- [TO DO]
Nothing in the data should change when you return it, but leave the pictures out.

- [RECORDED INFORMATION]
■ ■ ■ ■ ■ ■ ■
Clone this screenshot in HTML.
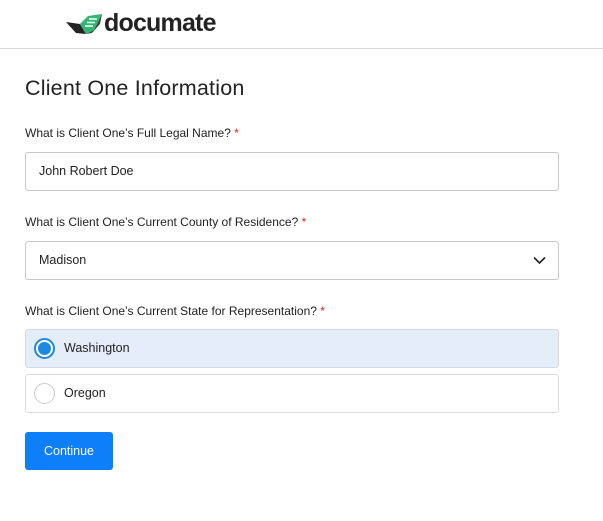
<!DOCTYPE html>
<html><head><style>
*{box-sizing:border-box;margin:0;padding:0}
body{width:603px;height:521px;background:#fff;font-family:"Liberation Sans",sans-serif;color:#1d1d1f;position:relative;overflow:hidden}
.hdr{position:absolute;left:0;top:0;width:603px;height:49px;border-bottom:1px solid #d4d4d4}
.logo{position:absolute;left:104px;top:9px;font-size:25px;font-weight:bold;color:#222;letter-spacing:-0.8px}
h1{position:absolute;left:25px;top:76px;font-size:21.5px;font-weight:normal;color:#222;letter-spacing:0.2px}
.lbl{position:absolute;left:25px;font-size:12px;color:#222}
.lbl b{color:#e02020;font-weight:normal}
.box{position:absolute;left:25px;width:534px;height:39px;border:1px solid #c9c9c9;border-radius:3px;font-size:12.5px;padding-left:13px;line-height:37px;color:#222}
.sel{background:#e5edf8;border-color:#d3d9e2}
.rad{padding-left:38px}
.circ{position:absolute;left:8px;top:8px;width:21px;height:21px;border-radius:50%;border:1px solid #ccc;background:#fff}
.on{border:2px solid #1b8be0;background:#fff}
.on::after{content:"";position:absolute;left:2px;top:2px;width:13px;height:13px;border-radius:50%;background:#1b8be0}
.btn{position:absolute;left:25px;top:432px;width:88px;height:38px;background:#0d7ff8;border-radius:3px;color:#fff;font-size:12.5px;text-align:center;line-height:38px}
</style></head><body>
<div class="hdr">
<svg style="position:absolute;left:64px;top:12px" width="42" height="24" viewBox="0 0 42 24">
<path d="M2 10 L16 12 L22 22 L12 21 Z" fill="#222"/>
<path d="M16 12 L24 4 L38 2 L30 18 L22 22 Z" fill="#2eb872"/>
<path d="M22 22 L30 18 L38 2 L36 12 L28 21 Z" fill="#222" opacity="0.85"/>
<path d="M25 7h8M23 10.5h8M21 14h8" stroke="#fff" stroke-width="1.5"/>
</svg>
<div class="logo">documate</div>
</div>
<h1>Client One Information</h1>
<div class="lbl" style="top:126px">What is Client One’s Full Legal Name? <b>*</b></div>
<div class="box" style="top:152px">John Robert Doe</div>
<div class="lbl" style="top:215px">What is Client One’s Current County of Residence? <b>*</b></div>
<div class="box" style="top:241px">Madison
<svg style="position:absolute;right:12px;top:14px" width="13" height="9" viewBox="0 0 13 9"><path d="M1 1.5 L6.5 7 L12 1.5" fill="none" stroke="#222" stroke-width="1.6"/></svg></div>
<div class="lbl" style="top:304px">What is Client One’s Current State for Representation? <b>*</b></div>
<div class="box sel rad" style="top:329px"><span class="circ on"></span>Washington</div>
<div class="box rad" style="top:374px;border-color:#ddd"><span class="circ"></span>Oregon</div>
<div class="btn">Continue</div>
</body></html>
■ ■ ■ ■ ■ ■ ■
- [EXERCISE SOLUTION]
Clone this screenshot in HTML.
<!DOCTYPE html>
<html><head><style>
*{box-sizing:border-box;margin:0;padding:0}
body{width:603px;height:521px;background:#fff;font-family:"Liberation Sans",sans-serif;color:#1d1d1f;position:relative;overflow:hidden}
.hdr{position:absolute;left:0;top:0;width:603px;height:49px;border-bottom:1px solid #d4d4d4}
.logo{position:absolute;left:104px;top:9px;font-size:25px;font-weight:bold;color:#222;letter-spacing:-0.8px}
h1{position:absolute;left:25px;top:76px;font-size:21.5px;font-weight:normal;color:#222;letter-spacing:0.2px}
.lbl{position:absolute;left:25px;font-size:12px;color:#222}
.lbl b{color:#e02020;font-weight:normal}
.box{position:absolute;left:25px;width:534px;height:39px;border:1px solid #c9c9c9;border-radius:3px;font-size:12.5px;padding-left:13px;line-height:37px;color:#222}
.sel{background:#e5edf8;border-color:#d3d9e2}
.rad{padding-left:38px}
.circ{position:absolute;left:8px;top:8px;width:21px;height:21px;border-radius:50%;border:1px solid #ccc;background:#fff}
.on{border:2px solid #1b8be0;background:#fff}
.on::after{content:"";position:absolute;left:2px;top:2px;width:13px;height:13px;border-radius:50%;background:#1b8be0}
.btn{position:absolute;left:25px;top:432px;width:88px;height:38px;background:#0d7ff8;border-radius:3px;color:#fff;font-size:12.5px;text-align:center;line-height:38px}
</style></head><body>
<div class="hdr">
<svg style="position:absolute;left:64px;top:12px" width="42" height="24" viewBox="0 0 42 24">
<path d="M2 10 L16 12 L22 22 L12 21 Z" fill="#222"/>
<path d="M16 12 L24 4 L38 2 L30 18 L22 22 Z" fill="#2eb872"/>
<path d="M22 22 L30 18 L38 2 L36 12 L28 21 Z" fill="#222" opacity="0.85"/>
<path d="M25 7h8M23 10.5h8M21 14h8" stroke="#fff" stroke-width="1.5"/>
</svg>
<div class="logo">documate</div>
</div>
<h1>Client One Information</h1>
<div class="lbl" style="top:126px">What is Client One’s Full Legal Name? <b>*</b></div>
<div class="box" style="top:152px">John Robert Doe</div>
<div class="lbl" style="top:215px">What is Client One’s Current County of Residence? <b>*</b></div>
<div class="box" style="top:241px">Madison
<svg style="position:absolute;right:12px;top:14px" width="13" height="9" viewBox="0 0 13 9"><path d="M1 1.5 L6.5 7 L12 1.5" fill="none" stroke="#222" stroke-width="1.6"/></svg></div>
<div class="lbl" style="top:304px">What is Client One’s Current State for Representation? <b>*</b></div>
<div class="box sel rad" style="top:329px"><span class="circ on"></span>Washington</div>
<div class="box rad" style="top:374px;border-color:#ddd"><span class="circ"></span>Oregon</div>
<div class="btn">Continue</div>
</body></html>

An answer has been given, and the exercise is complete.